La réalité n’est pas décrite telle qu’elle est, mais telle que la presse voudrait qu’elle soit.

Et voilà la grande question qui agite la théorie de la connaissance depuis les philosophes de la Grèce antique jusqu’ à nos jours. Le problème de l’essence et l’apparence. Les grands philosophes nous disent qu’affirmer quelque chose, c’est dire l’apparence que les choses ont pour nous, mais on ne peut pas être sûr que ces choses sont telles qu’elles nous apparaissent. Et pourtant, un conseiller communal MR prétend connaître la réalité, telle qu’elle est au lieu de celle qu’il voudrait qu’elle soit.

Non, nous ne connaissons pas la réalité telle qu’elle est. Surtout pas en politique. Chacun a sa vérité bien que souvent elle puisse coïncider avec celle d’autres. Nos vérités sont déterminées par de multiples facteurs qui varient d’une personne à l’autre. Pour les gens de gauche, un chômeur est une victime du néolibéralisme, pour les gens de droite, le même chômeur est un profiteur. Ce qui est de la fraude fiscale pour la gauche est de l’optimisation fiscale pour la droite. Pourquoi ces visions différentes ?

Il est anormal que la presse subsidiée affiche le même point de vue.

Quand la presse critique l’action gouvernementale faut-il lui envoyer un avertissement avant de lui retirer les subsides si elle n’obtempère pas ?

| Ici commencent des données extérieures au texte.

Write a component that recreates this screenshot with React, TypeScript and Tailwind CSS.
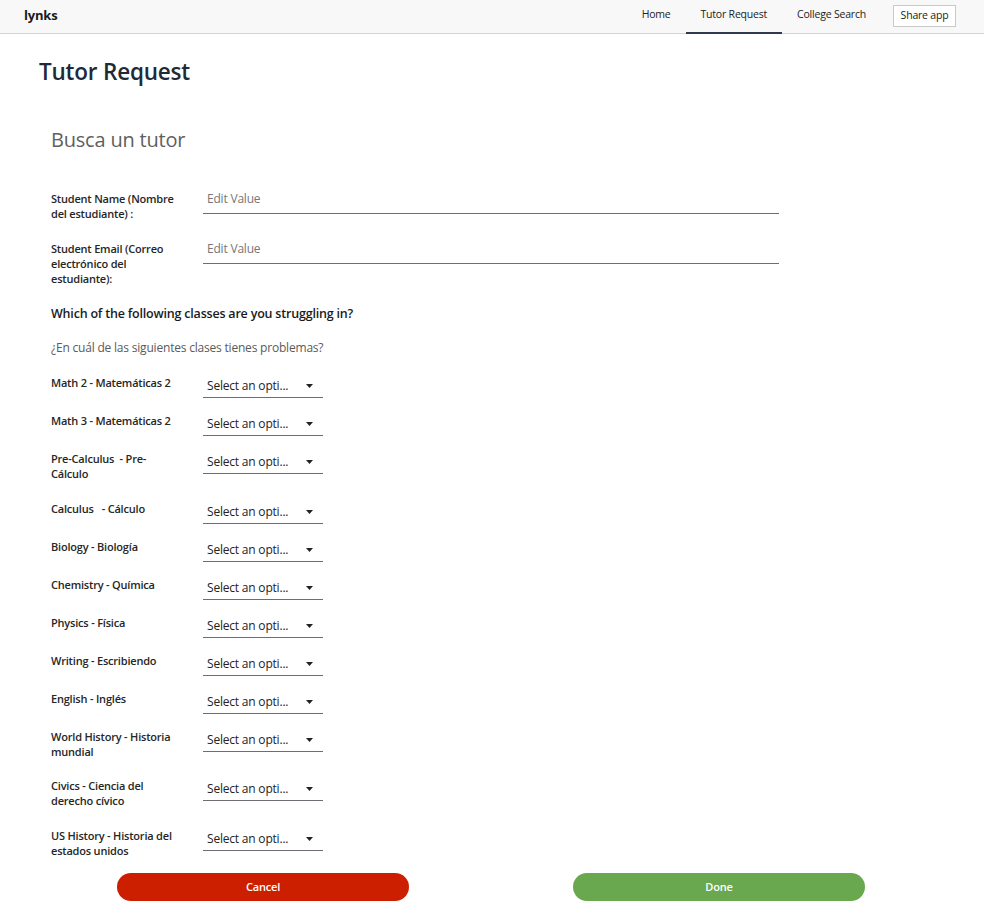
import React from "react";

const rows: { label: string; h: string }[] = [
  { label: "Math 2 - Matemáticas 2", h: "h-[38px]" },
  { label: "Math 3 - Matemáticas 2", h: "h-[38px]" },
  { label: "Pre-Calculus  - Pre-Cálculo", h: "h-[50px]" },
  { label: "Calculus   - Cálculo", h: "h-[38px]" },
  { label: "Biology - Biología", h: "h-[38px]" },
  { label: "Chemistry - Química", h: "h-[38px]" },
  { label: "Physics - Física", h: "h-[38px]" },
  { label: "Writing - Escribiendo", h: "h-[38px]" },
  { label: "English - Inglés", h: "h-[38px]" },
  { label: "World History - Historia mundial", h: "h-[49px]" },
  { label: "Civics - Ciencia del derecho cívico", h: "h-[50px]" },
  { label: "US History - Historia del estados unidos", h: "h-[36px]" },
];

function Select() {
  return (
    <div className="w-[120px] h-[24px] border-b border-[#6b6e73] flex items-center justify-between pl-[4px] pr-[10px] text-[12px] text-[#222]">
      <span>Select an opti...</span>
      <svg width="7" height="4" viewBox="0 0 7 4">
        <path d="M0 0h7L3.5 4z" fill="#222" />
      </svg>
    </div>
  );
}

export default function App() {
  return (
    <div className="min-h-[920px] bg-white font-['Open_Sans','Noto_Sans',sans-serif] text-[#222] tracking-[-0.2px]">
      <header className="h-[34px] bg-[#f8f8f8] border-b border-[#d4d4d4] flex items-stretch justify-between pl-[24px] pr-[28px]">
        <div className="flex items-center pb-[2px] font-bold text-[13px] text-[#1b1b1b]">lynks</div>
        <nav className="flex items-stretch text-[10.5px] text-[#222]">
          <a className="flex items-center pb-[3px] px-[15px]">Home</a>
          <a className="flex items-center pb-[3px] px-[15px] border-b-[2px] border-[#2f3b4c] mb-[-1px]">Tutor Request</a>
          <a className="flex items-center pb-[3px] px-[15px]">College Search</a>
          <div className="flex items-center pb-[2px] ml-[12px]">
            <button className="h-[22px] w-[63px] border border-[#c9c9c9] bg-white text-[10.5px] text-[#222]">Share app</button>
          </div>
        </nav>
      </header>

      <main className="mx-[39px]">
        <h1 className="mt-[24px] text-[22.5px] font-semibold text-[#1f2a38] leading-[28px]">Tutor Request</h1>

        <div className="pl-[12px]">
          <h2 className="mt-[41px] text-[20px] text-[#5f5f5f] font-normal leading-[26px]">Busca un tutor</h2>

          <div className="mt-[38px]">
            <div className="flex h-[50px]">
              <div className="w-[152px] pr-[20px] text-[11px] font-semibold leading-[15px] text-[#262626]">Student Name (Nombre del estudiante) :</div>
              <div className="w-[576px] h-[29px] mt-[-6px] border-b border-[#6b6e73] flex items-end pb-[5px] pl-[4px] text-[12px] text-[#777]">Edit Value</div>
            </div>
            <div className="flex h-[64px]">
              <div className="w-[152px] pr-[20px] text-[11px] font-semibold leading-[15px] text-[#262626]">Student Email (Correo electrónico del estudiante):</div>
              <div className="w-[576px] h-[29px] mt-[-6px] border-b border-[#6b6e73] flex items-end pb-[5px] pl-[4px] text-[12px] text-[#777]">Edit Value</div>
            </div>
          </div>

          <p className="text-[12.5px] font-semibold text-[#1b1b1b] leading-[18px]">Which of the following classes are you struggling in?</p>
          <p className="mt-[16px] text-[12px] text-[#5a5a5a] leading-[18px]">¿En cuál de las siguientes clases tienes problemas?</p>

          <div className="mt-[17px]">
            {rows.map((r) => (
              <div key={r.label} className={`flex items-start ${r.h}`}>
                <div className="w-[152px] pr-[28px] pt-[1px] whitespace-pre-wrap text-[11px] font-semibold leading-[15px] text-[#262626]">{r.label}</div>
                <Select />
              </div>
            ))}
          </div>
        </div>

        <div className="grid grid-cols-2 mt-[10px] ml-[-4px] w-[912px]">
          <div className="flex justify-center">
            <button className="w-[292px] h-[28px] rounded-full bg-[#cc1f00] text-white text-[11px] font-semibold">Cancel</button>
          </div>
          <div className="flex justify-center">
            <button className="w-[292px] h-[28px] rounded-full bg-[#6aa84f] text-white text-[11px] font-semibold">Done</button>
          </div>
        </div>
      </main>
    </div>
  );
}
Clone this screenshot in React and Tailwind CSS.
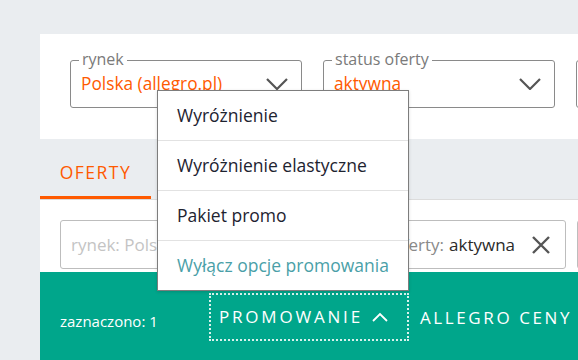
import React from "react";

function Chevron({ className = "" }) {
  return (
    <svg width="22" height="12" viewBox="0 0 22 12" className={className}>
      <polyline points="1,1 11,11 21,1" fill="none" stroke="#555" strokeWidth="2.2" />
    </svg>
  );
}

function Select({ label, value }) {
  return (
    <div className="relative w-[232px] h-[48px] shrink-0 border border-[#8a8a8a] rounded-[3px] flex items-center pl-[10px] pr-[13px]">
      <span className="absolute left-[8px] top-[-13px] bg-white px-[3px] text-[16px] leading-[22px] text-[#7a7a7a]">{label}</span>
      <span className="flex-1 text-[17.3px] text-[#ff5a00] whitespace-nowrap overflow-hidden">{value}</span>
      <Chevron />
    </div>
  );
}

export default function App() {
  return (
    <div className="relative w-[578px] h-[360px] overflow-hidden bg-[#eaedf0] font-['Open_Sans',sans-serif]">
      <div className="pt-[34px] pl-[40px] w-[760px]">
        <div className="bg-white h-[105px] flex gap-[21px] pl-[30px] pt-[26px]">
          <Select label="rynek" value="Polska (allegro.pl)" />
          <Select label="status oferty" value="aktywna" />
          <div className="w-[232px] h-[48px] shrink-0 border border-[#8a8a8a] rounded-[3px]" />
        </div>
        <div className="h-[60px] flex items-end">
          <div className="w-[111px] h-[60px] flex items-center justify-center pt-[10px] border-b-[3px] border-[#ff5a00] text-[17.5px] tracking-[1.5px] text-[#ff5a00]">
            OFERTY
          </div>
        </div>
        <div className="bg-white border-t border-[#dcdcdc] pt-[20px] pb-[3px] pl-[20px] flex gap-[11px]">
          <div className="w-[506px] h-[49px] border border-[#bdbdbd] rounded-[3px] flex items-center pl-[10px] pr-[14px] text-[17px] whitespace-nowrap">
            <span className="text-[#c4c4c4]">rynek: Polska (allegro.pl)</span>
            <span className="flex-1" />
            <span className="text-[#8a8a8a]">status oferty: </span>
            <span className="text-[#2a2a2a] ml-[5px]">aktywna</span>
            <svg width="20" height="20" viewBox="0 0 20 20" className="ml-[16px]">
              <path d="M2 2 L18 18 M18 2 L2 18" stroke="#555" strokeWidth="2.4" fill="none" />
            </svg>
          </div>
          <div className="w-[120px] h-[49px] border border-[#bdbdbd] rounded-[3px]" />
        </div>
        <div className="bg-[#00a68b] h-[100px] flex items-start pt-[21px] pl-[20px] text-white">
          <span className="text-[15px] mt-[17px] w-[149px]">zaznaczono: 1</span>
          <div className="w-[200px] h-[48px] border-2 border-dotted border-[#d8f2ec] flex items-center pl-[8px] gap-[9px]">
            <span className="text-[17px] tracking-[2.8px]">PROMOWANIE</span>
            <svg width="16" height="10" viewBox="0 0 16 10">
              <polyline points="1,9 8,2 15,9" fill="none" stroke="white" strokeWidth="1.8" />
            </svg>
          </div>
          <span className="text-[17px] tracking-[2.6px] ml-[11px] mt-[12px] whitespace-nowrap">ALLEGRO CENY</span>
        </div>
      </div>

      <div className="absolute left-[157px] top-[90px] w-[252px] bg-white border border-[#7d7d7d] shadow-[0_1px_3px_rgba(0,0,0,0.15)] text-[17.5px]">
        <div className="h-[50px] border-b border-[#e2e2e2] flex items-center pl-[19px] text-[#1e2330]">Wyróżnienie</div>
        <div className="h-[50px] border-b border-[#e2e2e2] flex items-center pl-[19px] text-[#1e2330]">Wyróżnienie elastyczne</div>
        <div className="h-[50px] border-b border-[#e2e2e2] flex items-center pl-[19px] text-[#1e2330]">Pakiet promo</div>
        <div className="h-[49px] flex items-center pl-[19px] text-[#4a9fa8]">Wyłącz opcje promowania</div>
      </div>
    </div>
  );
}
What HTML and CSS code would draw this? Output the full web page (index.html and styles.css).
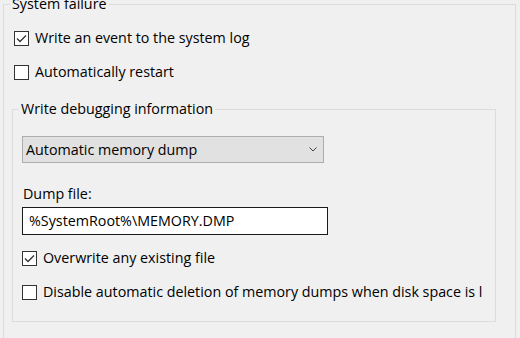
FILE: index.html
```html
<!DOCTYPE html>
<html lang="en">
<head>
    <meta charset="UTF-8">
    <title>Startup and Recovery</title>
    <link rel="stylesheet" href="styles.css">
</head>
<body>
    <fieldset class="group outer">
        <legend>System failure</legend>

        <label class="check-row first">
            <span class="box checked">
                <svg viewBox="0 0 15 15" width="15" height="15"><polyline points="3,7.5 6,10.5 12,4.5" /></svg>
            </span>
            <span>Write an event to the system log</span>
        </label>
        <label class="check-row">
            <span class="box"></span>
            <span>Automatically restart</span>
        </label>

        <fieldset class="group inner">
            <legend>Write debugging information</legend>

            <div class="combo">
                <span>Automatic memory dump</span>
                <svg class="chevron" viewBox="0 0 8 5" width="8" height="5"><polyline points="0.5,0.5 4,4 7.5,0.5" /></svg>
            </div>

            <div class="field-label">Dump file:</div>
            <div class="textbox">%SystemRoot%\MEMORY.DMP</div>

            <label class="check-row">
                <span class="box checked">
                    <svg viewBox="0 0 15 15" width="15" height="15"><polyline points="3,7.5 6,10.5 12,4.5" /></svg>
                </span>
                <span>Overwrite any existing file</span>
            </label>
            <label class="check-row">
                <span class="box"></span>
                <span>Disable automatic deletion of memory dumps when disk space is low</span>
            </label>
        </fieldset>
    </fieldset>
</body>
</html>
```

FILE: styles.css
```css
:root {
    --window-bg: #f0f0f0;
    --group-border: #dcdcdc;
    --text-color: #000000;
    --box-border: #333333;
}

body {
    margin: 0;
    background-color: var(--window-bg);
    color: var(--text-color);
    font-family: 'Open Sans', 'Noto Sans', sans-serif;
    font-size: 14.3px;
    line-height: 20px;
    overflow: hidden;
}

.group {
    border: 1px solid var(--group-border);
    margin: 0;
    min-width: 0;
}

.group legend {
    padding: 0 2px;
    line-height: 20px;
}

.outer {
    margin: -6px 4px 0 3px;
    padding: 0 19px 40px 6px;
}

.inner {
    margin: 17px 0 0 2px;
    padding: 0 13px 19px 9px;
}

.inner legend {
    margin-left: -3px;
}

.check-row {
    display: flex;
    align-items: center;
    height: 20px;
    margin-top: 14px;
    white-space: nowrap;
    overflow: hidden;
}

.outer > .check-row {
    padding-left: 4px;
}

.check-row.first {
    margin-top: 14px;
}

.box {
    flex: none;
    width: 13px;
    height: 13px;
    border: 1px solid var(--box-border);
    background-color: #ffffff;
    margin-right: 6px;
    position: relative;
}

.box svg {
    position: absolute;
    left: -1px;
    top: -1px;
    fill: none;
    stroke: #333333;
    stroke-width: 1.3;
}

.combo {
    display: flex;
    align-items: center;
    justify-content: space-between;
    box-sizing: border-box;
    width: 302px;
    height: 27px;
    margin-top: 17px;
    padding: 0 6px 0 3px;
    background-color: #e1e1e1;
    border: 1px solid #adadad;
}

.chevron {
    fill: none;
    stroke: #444444;
    stroke-width: 1;
}

.field-label {
    margin-top: 21px;
    padding-left: 1px;
}

.textbox {
    box-sizing: border-box;
    width: 306px;
    height: 28px;
    margin-top: 3px;
    padding: 3px 6px;
    background-color: #ffffff;
    border: 1px solid #1a1a1a;
}

.inner .check-row {
    margin-top: 13px;
}

.inner .check-row + .check-row {
    margin-top: 14px;
}
```
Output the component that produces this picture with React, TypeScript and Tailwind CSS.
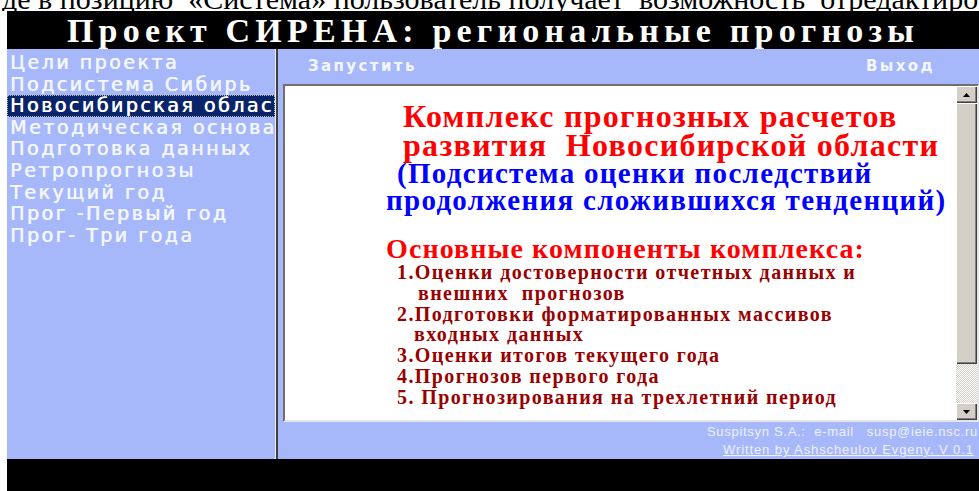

Cela dit, la presse n’est pas libre de toutes critiques. Elle peut et doit être critiquée, mais lui reprocher d’être de gauche, de « s’opposer unilatéralement » au gouvernement, de ne pas écrire des éditos en faveur de la NVA, de Theo Francken et sa politique d’immigration ce n’est pas oeuvrer pour une presse libre et pluraliste. C’est suivre le mauvais exemple de Donald Trump pour qui « la presse et l’ennemi du peuple » par le seul fait de critiquer le gouvernement.